BRIEF DESCRIPTION OF THE DRAWINGS
[0007] FIGS. 1-3 show exemplary embodiments of the method and
system described herein.
[0008] FIG. 1 is a schematic diagram of an integrated gasification
combined-cycle (IGCC) power generation system in accordance with an
exemplary embodiment of the present invention;
[0009] FIG. 2 is a side elevation view of the gasifier shown in
FIG. 1 in accordance with an exemplary embodiment of the present
invention; and
[0010] FIG. 3 is a perspective view of the annular superheater heat
exchanger shown in FIG. 2 in accordance with an exemplary
embodiment of the present invention.
DETAILED DESCRIPTION OF THE INVENTION
[0011] The following detailed description illustrates embodiments
of the invention by way of example and not by way of limitation. It
is contemplated that the invention has general application to
removing heat from an area of excess and using the heat in a
recoverable manner to improve the efficiency of systems in
industrial, commercial, and residential applications.

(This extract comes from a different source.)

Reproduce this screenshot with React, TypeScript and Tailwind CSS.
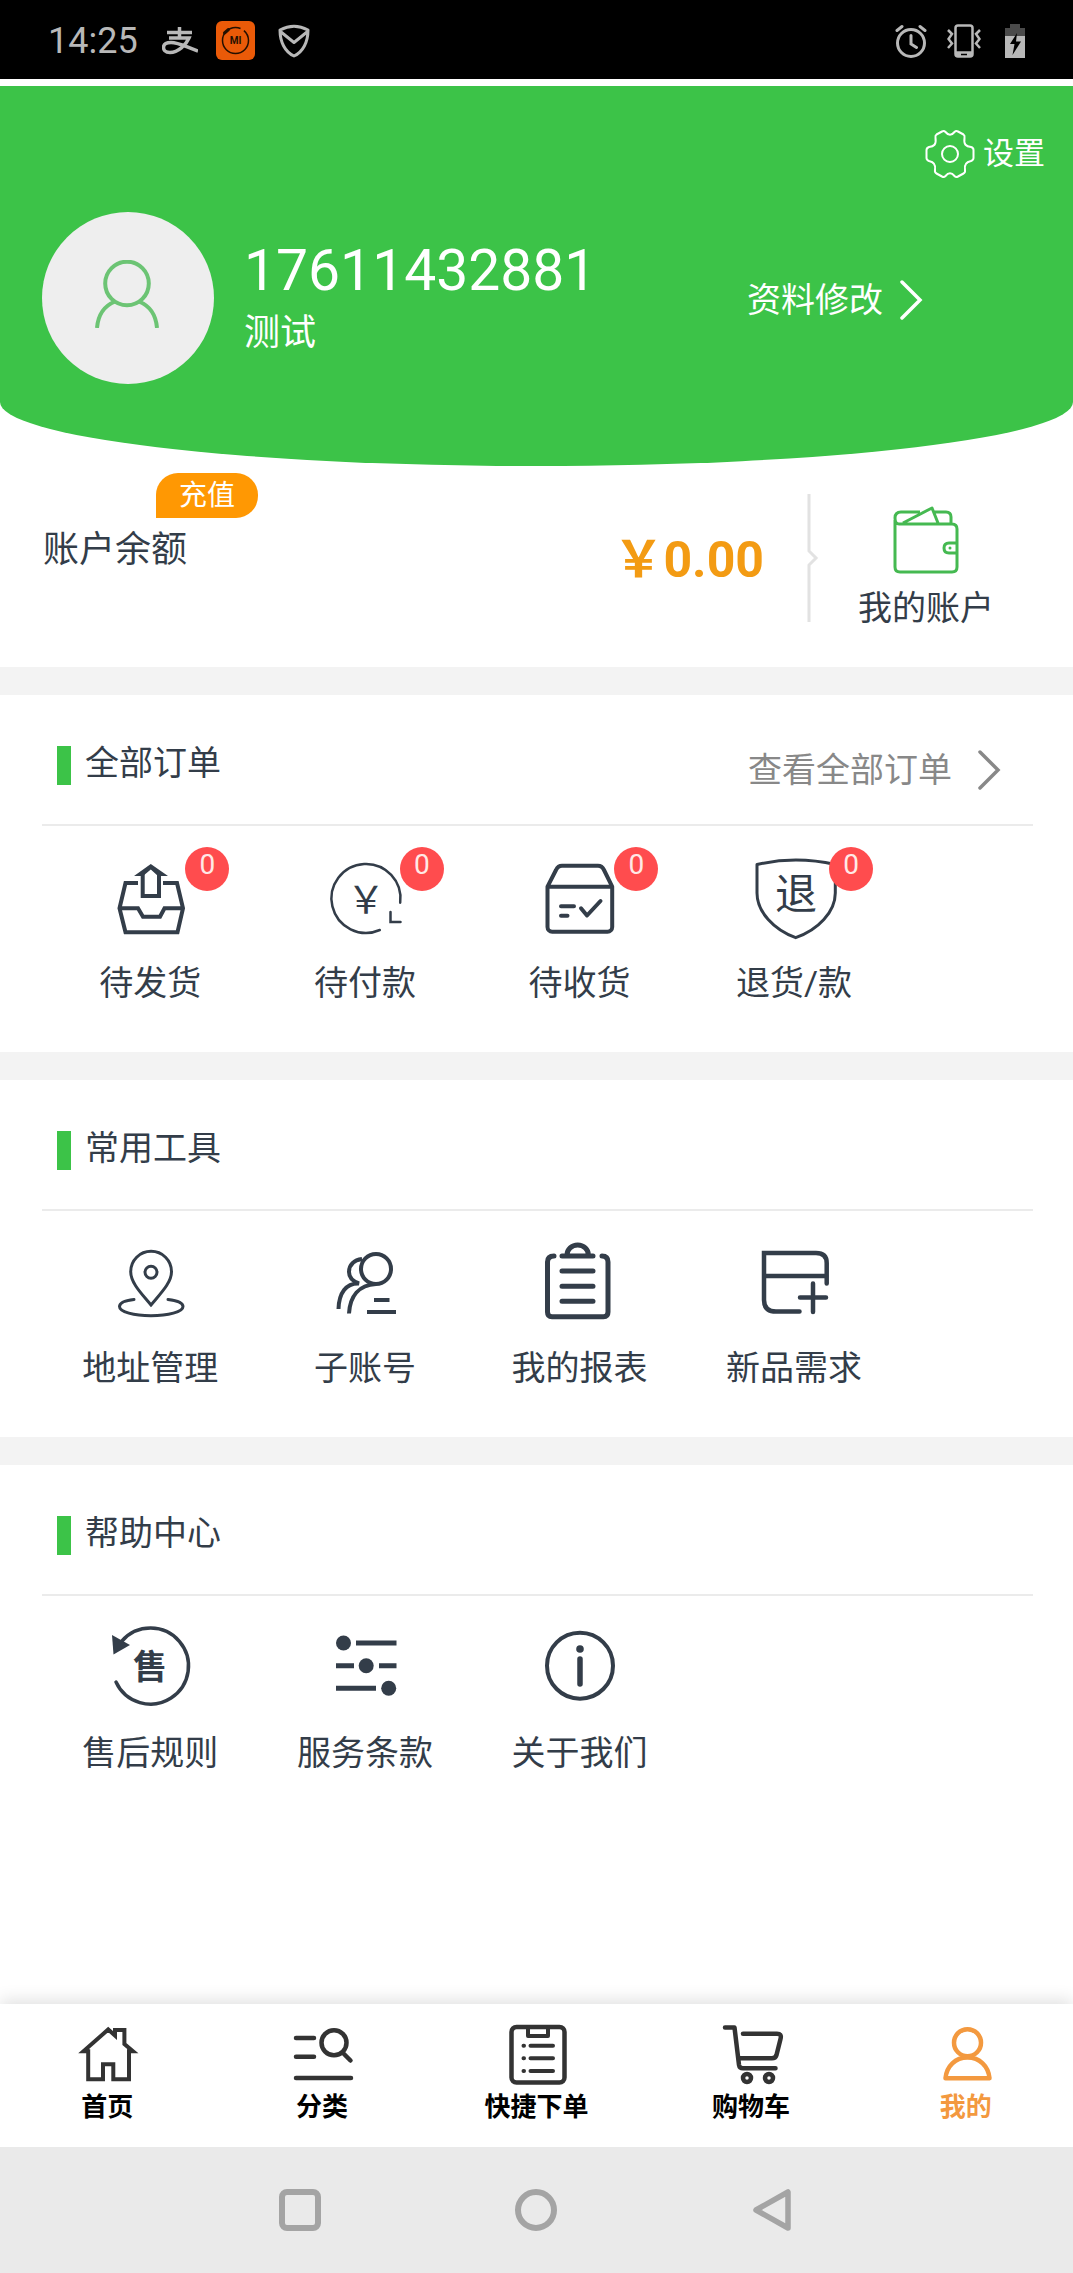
import type { ReactNode } from "react"

const SectionIcon = ({ children }: { children: ReactNode }) => (
    <svg viewBox="0 0 84 84" fill="none" stroke="currentColor" className="h-[84px] w-[84px] overflow-visible">{children}</svg>
)

const TabIcon = ({ children }: { children: ReactNode }) => (
    <svg viewBox="0 0 66 66" fill="none" stroke="currentColor" strokeWidth="4.5" strokeLinecap="round" strokeLinejoin="round" className="h-[66px] w-[66px]">{children}</svg>
)

const Chevron = () => (
    <svg viewBox="0 0 24 40" fill="none" stroke="currentColor" strokeWidth="3.5" strokeLinecap="round" className="h-10 w-6">
        <path d="M3 2 21 20 3 38" />
    </svg>
)

const orders = [
    {
        label: "待发货", count: 0, icon: (
            <SectionIcon>
                <path strokeWidth="4" d="M30 26H17.500L11.500 51.300 17.500 75.300H69.500L75 51.300 69 26H55M11.500 51.300H30L35 59.700H52L56.500 51.300H75" />
                <path strokeWidth="4" d="M34.700 16V39H51V16" />
                <path fill="currentColor" stroke="none" d="M26 19 42.800 7 60 19H50L42.800 12.500 35 19Z" />
            </SectionIcon>
        )
    },
    {
        label: "待付款", count: 0, icon: (
            <SectionIcon>
                <path strokeWidth="2.5" strokeLinecap="round" d="M77.200 45.700A34.500 34.500 0 1 0 56.800 73M67.500 55V65H77.500" />
                <text x="43" y="56" textAnchor="middle" fill="currentColor" stroke="none" className="text-[38px]">￥</text>
            </SectionIcon>
        )
    },
    {
        label: "待收货", count: 0, icon: (
            <SectionIcon>
                <path strokeWidth="4" strokeLinecap="round" strokeLinejoin="round" d="M10.500 29.700V70A4.700 4.700 0 0 0 15.200 74.700H70.500A4.700 4.700 0 0 0 75.200 70V29.700L67 13Q65 8.700 61 8.700H25Q21 8.700 19 13ZM10.500 29.700H75.200M24 49.300H37M24 58.700H30.500M44 51.300 50 58.500 63.500 44" />
            </SectionIcon>
        )
    },
    {
        label: "退货/款", count: 0, icon: (
            <SectionIcon>
                <path strokeWidth="3" strokeLinejoin="round" d="M5 7.500Q43.700-1.500 83.300 7.500V36C83.300 55 66 73 43.700 80.700 22 73 5 55 5 36Z" />
                <text x="44" y="52" textAnchor="middle" fill="currentColor" stroke="none" className="text-[42px]">退</text>
            </SectionIcon>
        )
    },
]

const tools = [
    {
        label: "地址管理", icon: (
            <SectionIcon>
                <path strokeWidth="3" d="M43 63C34 52 22.700 41 22.700 29.700A20.400 20.400 0 0 1 63.500 29.700C63.500 41 52 52 43 63Z" />
                <circle cx="43" cy="30.300" r="6" strokeWidth="3" />
                <path strokeWidth="3" strokeLinecap="round" d="M26 57.500C17 58.500 11.500 61 11.500 64.500 11.500 70 26 73.700 43 73.700S75 70 75 64.500C75 61 69 58.500 60 57.500" />
            </SectionIcon>
        )
    },
    {
        label: "子账号", icon: (
            <SectionIcon>
                <circle cx="53" cy="27" r="15" strokeWidth="4" />
                <path strokeWidth="4" d="M39 17C31 18 26 23 26 30 26 35 29 39 36 41.500 23 41 16 51 15.500 67M26 71.500C27 54 36 43 53 42M51 58H66.500M44 70H73" />
            </SectionIcon>
        )
    },
    {
        label: "我的报表", icon: (
            <SectionIcon>
                <path strokeWidth="5" strokeLinecap="round" d="M17 14Q10.500 14 10.500 20V70Q10.500 74.700 15 74.700H66.500Q71 74.700 71 70V20Q71 14 65 14M25 14H56M30 13A10.700 10 0 0 1 51.400 13M25 29H56M25 44.300H56M25 59.300H56" />
            </SectionIcon>
        )
    },
    {
        label: "新品需求", icon: (
            <SectionIcon>
                <path strokeWidth="4.500" strokeLinecap="round" d="M74.700 41.500V21Q74.700 11 64 11H12V58Q12 69.500 24 69.500H47.500M12 34H74.700M61 41.500V70M48 55.500H74" />
            </SectionIcon>
        )
    },
]

const help = [
    {
        label: "售后规则", icon: (
            <SectionIcon>
                <path strokeWidth="3.500" strokeLinecap="round" d="M14 14A38 38 0 1 1 8 55" />
                <path fill="currentColor" stroke="none" d="M4 8 22 18 5.500 27.500Z" />
                <text x="42" y="52" textAnchor="middle" fill="currentColor" stroke="none" className="text-[34px] font-bold">售</text>
            </SectionIcon>
        )
    },
    {
        label: "服务条款", icon: (
            <SectionIcon>
                <path strokeWidth="5" d="M33 16H73.500M13 38.700H31M56 38.700H73.500M13 61.300H53" />
                <g fill="currentColor" stroke="none">
                    <circle cx="20.500" cy="16" r="7.500" />
                    <circle cx="43.200" cy="38.700" r="7.500" />
                    <circle cx="65.700" cy="61.300" r="7.500" />
                </g>
            </SectionIcon>
        )
    },
    {
        label: "关于我们", icon: (
            <SectionIcon>
                <circle cx="43" cy="38.700" r="33" strokeWidth="4" />
                <path strokeWidth="5.500" strokeLinecap="round" d="M43 32V57" />
                <circle cx="43" cy="22" r="3.800" fill="currentColor" stroke="none" />
            </SectionIcon>
        )
    },
]

const tabs = [
    {
        label: "首页", icon: (
            <TabIcon>
                <path strokeWidth="4" strokeLinejoin="miter" d="M14.200 28.300H9.500L34.200 6.500 41 12.500V7H50.400V21L59 28.300H55V56.300H39.300V41.300H29V56.300H14.200Z" />
            </TabIcon>
        )
    },
    {
        label: "分类", icon: (
            <TabIcon>
                <path d="M7 15H25M7 33.700H25M7 55H62M55 31 61.500 37.500" />
                <circle cx="45" cy="19.700" r="12.500" />
            </TabIcon>
        )
    },
    {
        label: "快捷下单", icon: (
            <TabIcon>
                <rect x="8.500" y="4" width="53" height="55.500" rx="5" />
                <path d="M25 4V13H45V4M27.500 22.700H50M27.500 35.300H50M27.500 48H50M20.500 22.700H21M20.500 35.300H21M20.500 48H21" strokeWidth="4" />
            </TabIcon>
        )
    },
    {
        label: "购物车", icon: (
            <TabIcon>
                <path d="M7 4.500H16.500L21 42Q21.500 45.300 25 45.300H57.500M25 10.700H59Q64 10.700 62.500 16L58.500 32Q57.500 35.300 54 35.300H21" />
                <circle cx="29" cy="55" r="4" />
                <circle cx="51" cy="55" r="4" />
            </TabIcon>
        )
    },
    {
        label: "我的", active: true, icon: (
            <TabIcon>
                <circle cx="34.500" cy="19.700" r="13.500" />
                <path d="M12.500 55.300C13.500 43 22.500 34.500 34.500 34.500S55.500 43 56.500 55.300Z" />
            </TabIcon>
        )
    },
]

type Item = { label: string, icon: ReactNode, count?: number }

function Section(props: { title: string, items: Item[], more?: string, last?: boolean }) {
    return (
        <section className={props.last ? "flex-1 bg-white" : "bg-white pb-[45px]"}>
            <div className="mr-10 ml-[42px] flex h-[131px] items-center justify-between border-b-2 border-[#ebebeb] pt-3 pr-8 pl-[15px]">
                <div className="flex items-center gap-[14px]">
                    <span className="h-[39px] w-[14px] bg-[#3cc348]"></span>
                    <h2 className="pb-1.5 text-[34px] leading-[40px]">{props.title}</h2>
                </div>
                {props.more && (
                    <a href="#" className="flex items-center gap-[25px] pt-2 text-[34px] leading-[40px] text-[#888]">
                        {props.more}
                        <Chevron />
                    </a>
                )}
            </div>
            <div className="flex pt-[31px] pl-[43px]">
                {props.items.map((item) => (
                    <a href="#" key={item.label} className="flex w-[20vw] flex-col items-center gap-[18px]">
                        <div className="relative">
                            {item.icon}
                            {item.count !== undefined && (
                                <span className="absolute -top-[10px] left-[77px] h-11 w-11 rounded-full bg-[#ff4c4e] text-center text-[28px] leading-[36px] text-[#ffe9e6]">{item.count}</span>
                            )}
                        </div>
                        <span className="text-[34px] leading-[48px]">{item.label}</span>
                    </a>
                ))}
            </div>
        </section>
    )
}

function StatusBar() {
    return (
        <div className="flex h-[79px] items-center justify-between bg-black px-12 pt-[2px] text-[#b8b8b8]">
            <div className="flex items-center">
                <span className="text-[36px] leading-[40px]">14:25</span>
                <svg viewBox="0 0 36 28" fill="none" stroke="currentColor" strokeWidth="3.500" className="ml-6 h-7 w-9">
                    <path d="M5 5.500H30M17.500 0V11M7 11H27C24 18 16 25.500 8 25.500 3 25.500 1.500 22.500 1.500 20.500 1.500 17 5 15.500 9 15.500 17 15.500 24 20 36 24" />
                </svg>
                <svg viewBox="0 0 39 39" fill="none" stroke="#241000" className="ml-[18px] h-[39px] w-[39px]">
                    <rect width="39" height="39" rx="6" fill="#ea5a08" stroke="none" />
                    <circle cx="19.500" cy="19.500" r="13" strokeWidth="1.500" strokeDasharray="66 4" />
                    <path strokeWidth="3" strokeLinecap="round" d="M8.500 12 12.500 8.500" />
                    <text x="19.500" y="23" textAnchor="middle" fill="#241000" stroke="none" className="text-[10px] font-bold">MI</text>
                </svg>
                <svg viewBox="0 0 32 34" fill="none" stroke="currentColor" strokeWidth="3" strokeLinejoin="round" className="ml-[23px] h-[34px] w-8">
                    <path d="M2 6Q16-1.500 30 6C30 18 25 28 16 32 7 28 2 18 2 6ZM3 8 16 18.500 29 8" />
                </svg>
            </div>
            <div className="flex items-center gap-5">
                <svg viewBox="0 0 32 34" fill="none" stroke="currentColor" strokeWidth="3" strokeLinecap="round" className="h-[34px] w-8">
                    <circle cx="16" cy="19" r="13.500" />
                    <path d="M16 11.500V20L21.500 23.500M2 6.500 7 2.500M30 6.500 25 2.500" />
                </svg>
                <svg viewBox="0 0 34 34" fill="none" stroke="currentColor" strokeWidth="2.500" className="h-[34px] w-[34px]">
                    <rect x="8.500" y="1.500" width="17" height="31" rx="2.500" />
                    <path d="M8.500 28.500H25.500M1 6 5 10 1.500 15 5 19.500 1 24M33 6 29 10 32.500 15 29 19.500 33 24" />
                    <path d="M9 30.500H14M20 30.500H25" strokeWidth="4" />
                </svg>
                <svg viewBox="0 0 20 34" className="ml-1 h-[34px] w-5">
                    <path fill="#4a4a4a" d="M5 0H15V4H20V12H0V4H5Z" />
                    <path fill="currentColor" d="M0 12H20V34H0Z" />
                    <path fill="#000" d="M12 9 5 20H9.500L7.500 31 16 17.500H11Z" />
                </svg>
            </div>
        </div>
    )
}

export default function App() {
    return (
        <div className="flex min-h-screen flex-col bg-white font-['Roboto','Noto_Sans_CJK_SC',sans-serif] text-[#333d49]">
            <StatusBar />
            <header className="mt-[7px] rounded-b-[50%_64px] bg-[#3cc348] pt-[41px] pb-[82px] text-white">
                <div className="flex justify-end pr-7">
                    <a href="#" className="flex h-[54px] items-center gap-2 text-[31px] leading-[40px]">
                        <svg viewBox="0 0 50 50" fill="none" stroke="currentColor" strokeWidth="2" strokeLinejoin="round" className="h-[50px] w-[50px]">
                            <path d="M17 2.500Q19 1.500 20.500 3 25 8.500 29.500 3 31 1.500 33 2.500L38.500 5.500Q40 6.500 39.500 9C38.500 15.500 41 17.500 46 18 48 18.500 48.500 19.500 48.500 21V29Q48.500 31 46 32C41 33 39 35.500 40 41Q40.500 43.500 38.500 44.500L33 47.500Q31 48.500 29.500 47 25 41.500 20.500 47 19 48.500 17 47.500L11.500 44.500Q9.500 43.500 10 41C11 35.500 9 33 4 32Q1.500 31 1.500 29V21Q1.500 19 4 18C9 17.500 11.500 15.500 10.500 9Q10 6.500 11.500 5.500Z" />
                            <circle cx="25" cy="25" r="8" />
                        </svg>
                        设置
                    </a>
                </div>
                <div className="mt-[31px] flex items-center pl-[42px]">
                    <div className="flex h-[172px] w-[172px] items-center justify-center rounded-full bg-[#eee] pr-0.5 pb-2">
                        <svg viewBox="0 0 66 68" fill="none" stroke="#6cc474" strokeWidth="4" className="h-[68px] w-[66px]">
                            <circle cx="33" cy="23.500" r="21.800" />
                            <path d="M3 68C4 55 10 46 21 41.500M63 68C62 55 56 46 45 41.500" />
                        </svg>
                    </div>
                    <div className="ml-[30px] pt-[2px]">
                        <p className="text-[57px] leading-[68px]">17611432881</p>
                        <p className="text-[36px] leading-[56px]">测试</p>
                    </div>
                    <a href="#" className="mr-[150px] ml-auto flex items-center gap-4 pt-1 text-[34px] leading-[40px]">
                        资料修改
                        <Chevron />
                    </a>
                </div>
            </header>
            <section className="flex items-start pt-7 pr-10 pb-[35px] pl-[43px]">
                <div className="relative mt-[31px]">
                    <h2 className="text-[36px] leading-[50px]">账户余额</h2>
                    <button className="absolute bottom-full left-[113px] mb-[7px] h-[45px] w-[102px] rounded-[22px] rounded-bl-none bg-[#ff9803] text-[28px] leading-[45px] text-white">充值</button>
                </div>
                <p className="mt-9 ml-auto text-[50px] leading-[60px] font-bold text-[#f39b13]">￥0.00</p>
                <svg viewBox="0 0 12 128" fill="none" stroke="#e2e2e2" strokeWidth="3" className="ml-[43px] h-32 w-3">
                    <path d="M2 0V57L9 64 2 71V128" />
                </svg>
                <a href="#" className="flex w-[214px] flex-col items-center gap-[10px] pt-3">
                    <svg viewBox="0 0 66 68" fill="none" stroke="#45b951" strokeWidth="3" strokeLinejoin="round" className="h-[68px] w-[66px]">
                        <path d="M2 14V61Q2 66 7 66H59Q64 66 64 61V23Q64 18 59 18H6Q2 18 2 12 2 6 8 6H27M41 6H53Q58 6 58 11V18M10 17 39 2 45 17M64 37H56Q51 37 51 42T56 47H64" />
                        <circle cx="57" cy="42" r="1.500" fill="#45b951" stroke="none" />
                    </svg>
                    <span className="text-[34px] leading-[48px]">我的账户</span>
                </a>
            </section>
            <main className="flex flex-1 flex-col gap-7 bg-[#f3f3f3] pt-7">
                <Section title="全部订单" items={orders} more="查看全部订单" />
                <Section title="常用工具" items={tools} />
                <Section title="帮助中心" items={help} last />
            </main>
            <nav className="flex bg-white pt-[19px] pb-[21px] shadow-[0_-4px_16px_rgba(0,0,0,0.12)]">
                {tabs.map((tab) => (
                    <a href="#" key={tab.label} className={tab.active ? "flex flex-1 flex-col items-center text-[#f3993f]" : "flex flex-1 flex-col items-center text-[#333]"}>
                        {tab.icon}
                        <span className={tab.active ? "text-[26px] leading-[37px] font-bold" : "text-[26px] leading-[37px] font-bold text-black"}>{tab.label}</span>
                    </a>
                ))}
            </nav>
            <div className="flex h-[126px] items-center justify-center bg-[#eaeaea]">
                <button aria-label="最近任务" className="flex w-[22%] justify-center">
                    <span className="h-[42px] w-[42px] rounded-lg border-[6px] border-[#a4a4a4]"></span>
                </button>
                <button aria-label="主屏幕" className="flex w-[22%] justify-center">
                    <span className="h-[42px] w-[42px] rounded-full border-[6px] border-[#a4a4a4]"></span>
                </button>
                <button aria-label="返回" className="flex w-[22%] justify-center">
                    <svg viewBox="0 0 42 42" fill="none" stroke="#a4a4a4" strokeWidth="5.500" strokeLinejoin="round" className="h-[42px] w-[42px]">
                        <path d="M36 3V39L4 21Z" />
                    </svg>
                </button>
            </div>
        </div>
    )
}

[0012] As used herein, an element or step recited in the singular
and proceeded with the word "a" or "an" should be understood as not
excluding plural elements or steps, unless such exclusion is
explicitly recited. Furthermore, references to "one embodiment" of
the present invention are not intended to be interpreted as
excluding the existence of additional embodiments that also
incorporate the recited features.
[0013] FIG. 1 is a schematic diagram of an exemplary integrated
gasification combined-cycle (IGCC) power generation system 10. IGCC
system 10 generally includes a main air compressor 12, an air
separation unit (ASU) 14 coupled in flow communication to
compressor 12, a gasifier 16 coupled in flow communication to ASU
14, a radiant syngas cooler (RSC) 18 coupled in flow communication
to gasifier 16, a gas turbine engine 20 coupled in flow
communication to syngas cooler 18, and a steam turbine 22 coupled
in flow communication to syngas cooler 18. In various embodiments,
gasifier 16 and RSC 18 are separate pressure vessels coupled in
flow communication using interconnecting piping or flange-to flange
mating. In other embodiments, gasifier 16 and RSC 18 are formed of
a single pressure vessel having a gasifier portion and an RSC
portion. In one embodiment, the RSC portion is positioned radially
outwardly from the gasifier portion together in a single pressure
vessel.
[0014] In operation, compressor 12 compresses ambient air that is
then channeled to ASU 14. In the exemplary embodiment, in addition
to compressed air from compressor 12, compressed air from a gas
turbine engine compressor 24 is supplied to ASU 14. Alternatively,
compressed air from gas turbine engine compressor 24 is supplied to
ASU 14, rather than compressed air from compressor 12 being
supplied to ASU 14. In the exemplary embodiment, ASU 14 uses the
compressed air to generate oxygen for use by gasifier 16. More
specifically, ASU 14 separates the compressed air into separate
flows of oxygen (O2) and a gas by-product, sometimes referred to as
a "process gas." The O.sub.2 flow is channeled to gasifier 16 for
use in generating partially oxidized gases, referred to herein as
"syngas" for use by gas turbine engine 20 as fuel, as described
below in more detail.
[0015] The process gas generated by ASU 14 includes nitrogen and
will be referred to herein as "nitrogen process gas" (NPG). The NPG
may also include other gases such as, but not limited to, oxygen
and/or argon. For example, in the exemplary embodiment, the NPG
includes between about 95% and about 100% nitrogen. In the
exemplary embodiment, at least some of the NPG flow is vented to
the atmosphere from ASU 14, and at some of the NPG flow is injected
into a combustion zone (not shown) within a gas turbine engine
combustor 26 to facilitate controlling emissions of engine 20, and
more specifically to facilitate reducing the combustion temperature
and reducing nitrous oxide emissions from engine 20. In the
exemplary embodiment, IGCC system 10 includes a compressor 28 for
compressing the nitrogen process gas flow before being injected
into the combustion zone of gas turbine engine combustor 26.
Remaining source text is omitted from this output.